No fundo, vivemos diferentes tipos, diferentes "variedades de experiência religiosa" –para usar o título de um livro aliás decepcionante de William James–: Funaro era o pastor dos milagres, propondo-nos o enriquecimento fácil, desde que chancelado pela fé. Bresser foi persuasivo e inverossímil; Mailson foi uma espécie de papa antes da Reforma; Collor era o falso calvinista, o Savonarola devasso, impondo-nos a ética do sacrifício e da austeridade enquanto Zélia dançava boleros, e ele próprio, apagadas as luzes, gargalhava, demoníaco.

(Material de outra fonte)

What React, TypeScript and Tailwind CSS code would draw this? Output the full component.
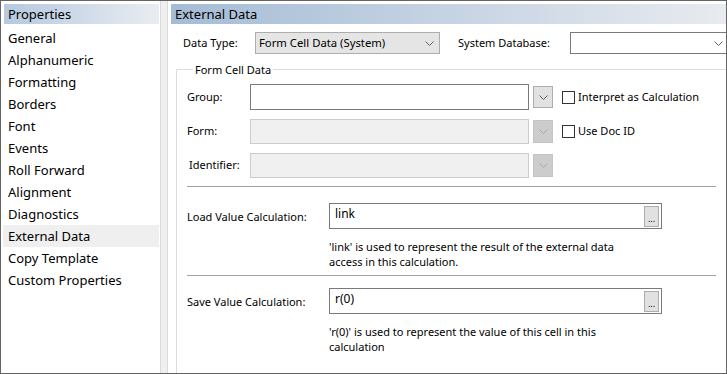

Fernando Henrique, pai do novo plano, abandonou o ambiente doméstico, deixando dignamente uma pensão generosa a seu herdeiro, mais tímido, menos mundano e sorridente, mais consciente de seus pobres deveres.

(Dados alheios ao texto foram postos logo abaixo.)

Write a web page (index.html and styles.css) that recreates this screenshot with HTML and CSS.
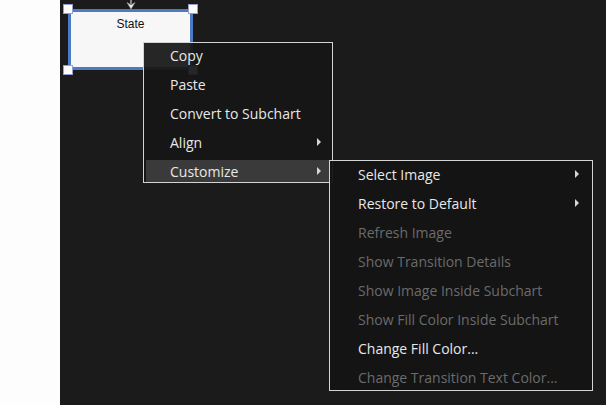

Passamos assim do milagre funariano à ascese Collor, desta ao ateísmo de FHC, para cair em Rubens Ricupero.
E Rubens Ricupero é a beatitude sem milagres, o claustro sem segredos. Não compartilha do deboche monacal de antigas épocas inflacionárias, não é o pobre de espírito do otimismo bresseriano, não é a monja de luxúria que se escondia nos sensuais tailleurs de Zélia, não é o cientista desenganado, errante, gabola que foi Fernando Henrique.
É o beneditino, o apóstolo, o suave caminho, o "translúcido", como bem disse Carlos Heitor Cony há dias em sua coluna. Oferece ao vento suas novas notas de brinquedo. São dólares. Serão dólares? Quem sabe?

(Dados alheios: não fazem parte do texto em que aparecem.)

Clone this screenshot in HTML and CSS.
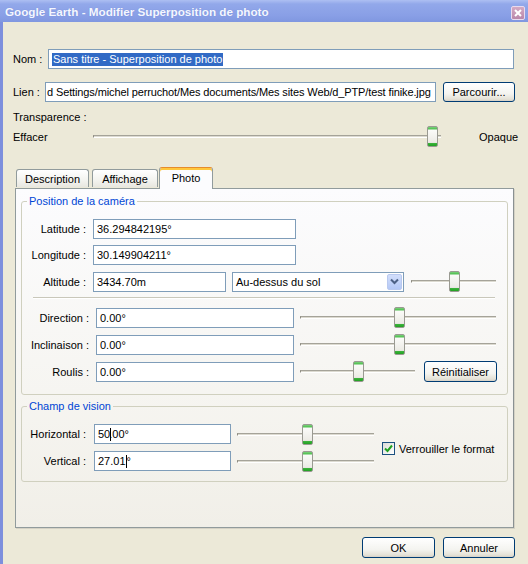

A fé no novo plano é questão de cada um. Mas, se houve fé no Cruzado, era uma fé imbuída de salvacionismo, de soteriologia. Se houve fé no Plano Collor, era uma fé imbuída de predestinação, de desgraça para os demais. A fé de Ricupero não é messiânica nem ascética. Omite as tentações respectivas do milagre e da exclusão, do prazer consumista e da perversão secreta.
Estamos diante de um plano católico, apostólico, romano. Fernando Henrique bate no peito, Ricupero comunga, Itamar se penitencia dos seus já esquecidos excessos carnavalescos. Depois dos profetas, o Novo Testamento.
A musa republicana das cédulas do real é uma Joana d'Arc. Acredite quem quiser. Ricupero nos propõe a Conversão.